→ **STATED TASK**: Lift out all lines below that contain "React".
-- Begin --
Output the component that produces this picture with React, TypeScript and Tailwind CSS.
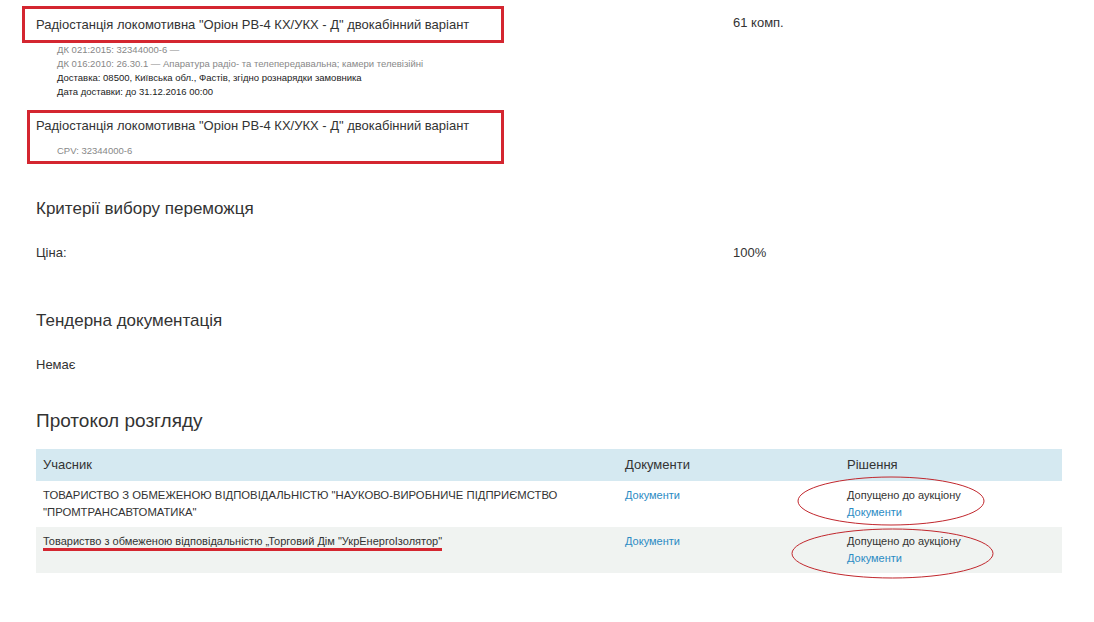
import React from "react";

const font = { fontFamily: '"Liberation Sans", Arial, sans-serif' };

type Bid = {
  name: string;
  underline?: boolean;
  ring: { left: number; top: number; w: number; h: number };
};

const bids: Bid[] = [
  {
    name: 'ТОВАРИСТВО З ОБМЕЖЕНОЮ ВІДПОВІДАЛЬНІСТЮ "НАУКОВО-ВИРОБНИЧЕ ПІДПРИЄМСТВО "ПРОМТРАНСАВТОМАТИКА"',
    ring: { left: -43, top: -5, w: 188, h: 50 },
  },
  {
    name: 'Товариство з обмеженою відповідальністю „Торговий Дім "УкрЕнергоІзолятор"',
    underline: true,
    ring: { left: -49, top: 1, w: 203, h: 51 },
  },
];

// hand-drawn red ellipse from the screenshot annotation
function Ring({ left, top, w, h }: Bid["ring"]) {
  return (
    <svg
      className="absolute pointer-events-none"
      style={{ left, top }}
      width={w}
      height={h}
      viewBox={`0 0 ${w} ${h}`}
    >
      <ellipse cx={w / 2} cy={h / 2} rx={w / 2 - 1} ry={h / 2 - 1} fill="none" stroke="#c1272d" strokeWidth="1" />
    </svg>
  );
}

export default function App() {
  return (
    <div className="w-[1094px] h-[622px] bg-white text-[#333] overflow-hidden" style={font}>
      <div className="pl-[36px] pt-[6px] w-[1062px]">
        {/* lot item */}
        <div className="grid grid-cols-[697px_1fr]">
          <div className="-ml-[14px] w-[482px] h-[37px] border-[3px] border-[#d42630] pl-[11px] flex items-center text-[13px] leading-[20px] whitespace-nowrap">
            Радіостанція локомотивна "Оріон РВ-4 КХ/УКХ - Д" двокабінний варіант
          </div>
          <div className="text-[13px] leading-[20px] pt-[7px]">61 комп.</div>
        </div>
        <div className="pl-[21px] text-[9.5px] leading-[14px]">
          <div className="text-[#888]">ДК 021:2015: 32344000-6 —</div>
          <div className="text-[#888]">ДК 016:2010: 26.30.1 — Апаратура радіо- та телепередавальна; камери телевізійні</div>
          <div className="text-[#222]">Доставка: 08500, Київська обл., Фастів, згідно рознарядки замовника</div>
          <div className="text-[#222]">Дата доставки: до 31.12.2016 00:00</div>
        </div>

        <div className="-ml-[9px] mt-[11px] w-[477px] h-[54px] border-[3px] border-[#d42630] pl-[6px] pt-[3px]">
          <div className="text-[13px] leading-[20px] whitespace-nowrap">
            Радіостанція локомотивна "Оріон РВ-4 КХ/УКХ - Д" двокабінний варіант
          </div>
          <div className="pl-[21px] mt-[8px] text-[9.5px] leading-[14px] text-[#888]">CPV: 32344000-6</div>
        </div>

        {/* award criteria */}
        <h2 className="mt-[33px] text-[17px] leading-[24px]">Критерії вибору переможця</h2>
        <div className="mt-[24px] grid grid-cols-[697px_1fr] text-[13px] leading-[16px]">
          <div>Ціна:</div>
          <div>100%</div>
        </div>

        <h2 className="mt-[48px] text-[17px] leading-[24px]">Тендерна документація</h2>
        <div className="mt-[24px] text-[13px] leading-[16px]">Немає</div>

        <h2 className="mt-[34px] text-[19px] leading-[28px]">Протокол розгляду</h2>

        <div className="mt-[14px] w-[1026px]">
          <div className="grid grid-cols-[582px_222px_222px] h-[32px] bg-[#d5e9f1] text-[13px] items-center">
            <div className="px-[7px]">Учасник</div>
            <div className="px-[7px]">Документи</div>
            <div className="px-[7px]">Рішення</div>
          </div>
          {bids.map((b, i) => (
            <div
              key={i}
              className={`grid grid-cols-[582px_222px_222px] h-[46px] text-[11px] leading-[17px] ${i % 2 ? "bg-[#f0f3f1]" : "bg-white"}`}
            >
              <div className="px-[7px] pt-[6px]">
                {b.underline ? (
                  <span className="inline-block leading-[14px] pt-[1px] border-b-[3px] border-[#d42630]">{b.name}</span>
                ) : (
                  <span className="text-[11.3px]">{b.name}</span>
                )}
              </div>
              <div className="px-[7px] pt-[6px]">
                <a className="text-[#2b8bc4]">Документи</a>
              </div>
              <div className="relative px-[7px] pt-[6px]">
                <Ring {...b.ring} />
                <div>Допущено до аукціону</div>
                <a className="block text-[#2b8bc4]">Документи</a>
              </div>
            </div>
          ))}
        </div>
      </div>
    </div>
  );
}
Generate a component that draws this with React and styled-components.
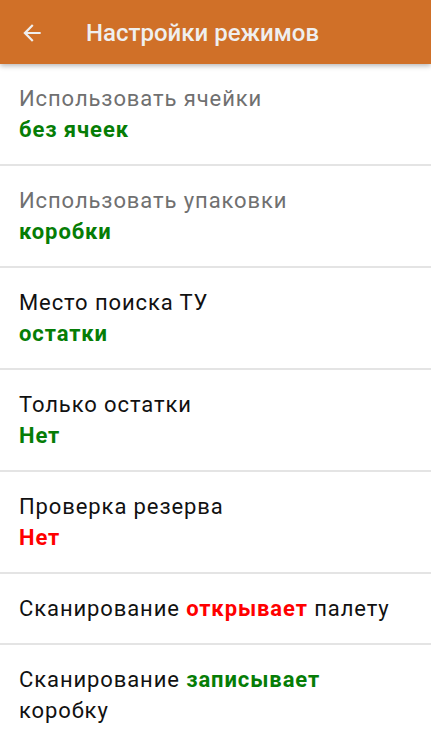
import React from "react";
import styled, { createGlobalStyle } from "styled-components";

const GlobalStyle = createGlobalStyle`
  html, body {
    margin: 0;
    padding: 0;
    background: #fff;
  }
  body {
    font-family: Roboto, "Noto Sans", sans-serif;
  }
`;

const Screen = styled.div`
  width: 431px;
  height: 738px;
  overflow: hidden;
  background: #fff;
  display: flex;
  flex-direction: column;
`;

const Toolbar = styled.div`
  position: relative;
  z-index: 2;
  flex: 0 0 auto;
  height: 64px;
  padding-top: 2px;
  box-sizing: border-box;
  display: flex;
  align-items: center;
  background: #d07028;
  box-shadow: 0px 2px 5px rgba(0, 0, 0, 0.28);
`;

const BackButton = styled.div`
  width: 86px;
  display: flex;
  align-items: center;
  padding-left: 19px;
  box-sizing: border-box;
`;

const Title = styled.div`
  color: #efefef;
  font-family: Roboto, sans-serif;
  font-size: 24px;
  font-weight: 500;
`;

const List = styled.div`
  display: flex;
  flex-direction: column;
`;

const Row = styled.div`
  padding: 19px 19px;
  border-bottom: 2px solid #e4e4e4;
  font-family: Roboto, sans-serif;
  font-size: 22px;
  letter-spacing: 0.9px;
  line-height: 31px;
  color: ${(p) => (p.$disabled ? "#707070" : "#111")};
`;

const Value = styled.div`
  font-weight: 700;
  color: ${(p) => (p.$tone === "red" ? "#ff0000" : "#067d06")};
`;

const Accent = styled.span`
  font-weight: 700;
  color: ${(p) => (p.$tone === "red" ? "#ff0000" : "#067d06")};
`;

const settings = [
  { label: "Использовать ячейки", value: "без ячеек", disabled: true },
  { label: "Использовать упаковки", value: "коробки", disabled: true },
  { label: "Место поиска ТУ", value: "остатки" },
  { label: "Только остатки", value: "Нет" },
  { label: "Проверка резерва", value: "Нет", tone: "red" },
];

const App = () => {
  return (
    <Screen>
      <GlobalStyle />
      <Toolbar>
        <BackButton>
          <svg width="26" height="26" viewBox="0 0 24 24">
            <path
              d="M20 11H7.83l5.59-5.59L12 4l-8 8 8 8 1.41-1.41L7.83 13H20v-2z"
              fill="#efefef"
            />
          </svg>
        </BackButton>
        <Title>Настройки режимов</Title>
      </Toolbar>

      <List>
        {settings.map((s) => (
          <Row key={s.label} $disabled={s.disabled}>
            <div>{s.label}</div>
            <Value $tone={s.tone}>{s.value}</Value>
          </Row>
        ))}
        <Row>
          Сканирование <Accent $tone="red">открывает</Accent> палету
        </Row>
        <Row>
          Сканирование <Accent>записывает</Accent> коробку
        </Row>
      </List>
    </Screen>
  );
};

export default App;
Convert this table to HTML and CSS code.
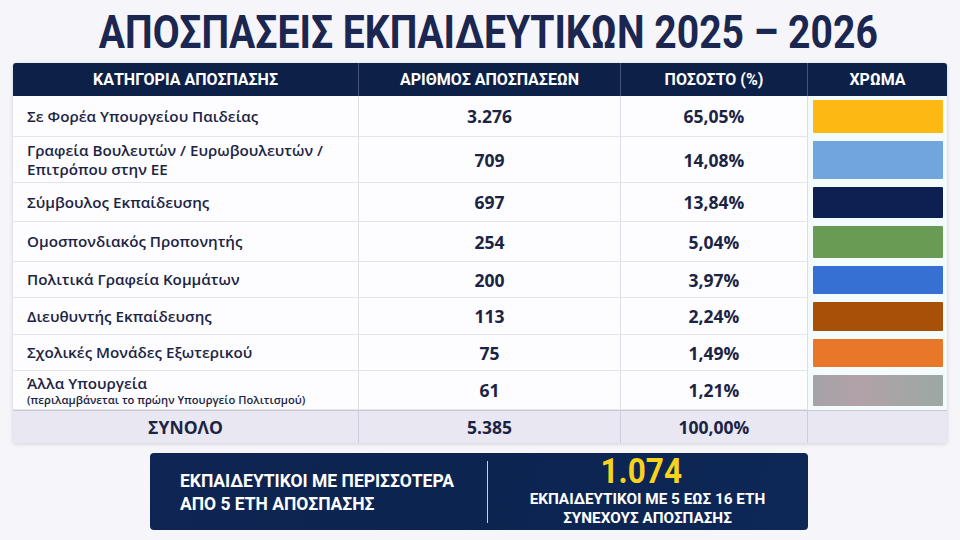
-- End --
→ **COMPLETED TASK**:
Output the component that produces this picture with React, TypeScript and Tailwind CSS.
import React from "react";
Generate a component that draws this with React and styled-components.
import React from "react";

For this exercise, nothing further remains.